From content perspective mainly two kinds of program are successful on such user centered sites
a) Snippets recorded from TV, which can be commented (ok, this may sound a little like the holy Web 2.0 promise to some folks) or
b) Amateurish produced fun and/or trash videos (the kind colleagues mail around in the office or the kids show on their mobile phones during breaks on schoolyard)
Besides clips like the execution of Saddam Hussein (which was shown btw on TV as well), I have not found any original content which was only available on youtube that could hit the quality marks set even by small regional TV stations for prime time airing. I suggest to take the quality factor more into account when the weekly repeated routine of declaring youtube to the service that will kill TV is celebrated. Youtube will not do so – because it has no original content of importance in a wider context.

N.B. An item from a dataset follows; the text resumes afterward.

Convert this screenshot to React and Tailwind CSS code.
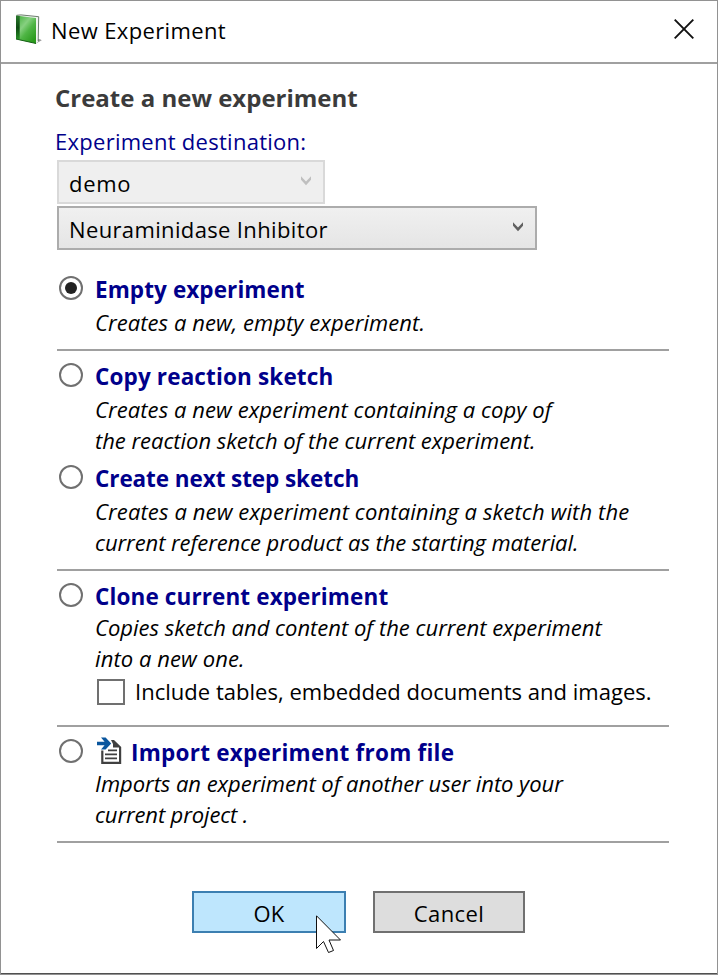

Even if they acquire some in the future or find a model to pay their users for streaming original content exclusively on their site, they’re no longer youtube as we know it – they will become a quite ordinary media service similar to todays TV networks.
But there are other things happening,seeming to be more promising for me then youtube (at least here in Germany): triple play DSL+Internet+VoD hits really succesful the market since the last year. So this may change really the way people watch TV in the future – not those postcard sized, unsharp and blocky posts on youtube, they are watching sharp, fluid moving, colourful original novelty Movies, Documentaries, News and Live Sports – all in 5.1 Surround Sound, fullscreen on a Flatscreen Plasma in their living room – but on demand and over DSL.
Youtube is light years away from this kind of user experience – and should therefore be considered as this good and successful website it really is: a place to share and comment funny or not funny little video snippets on a computer.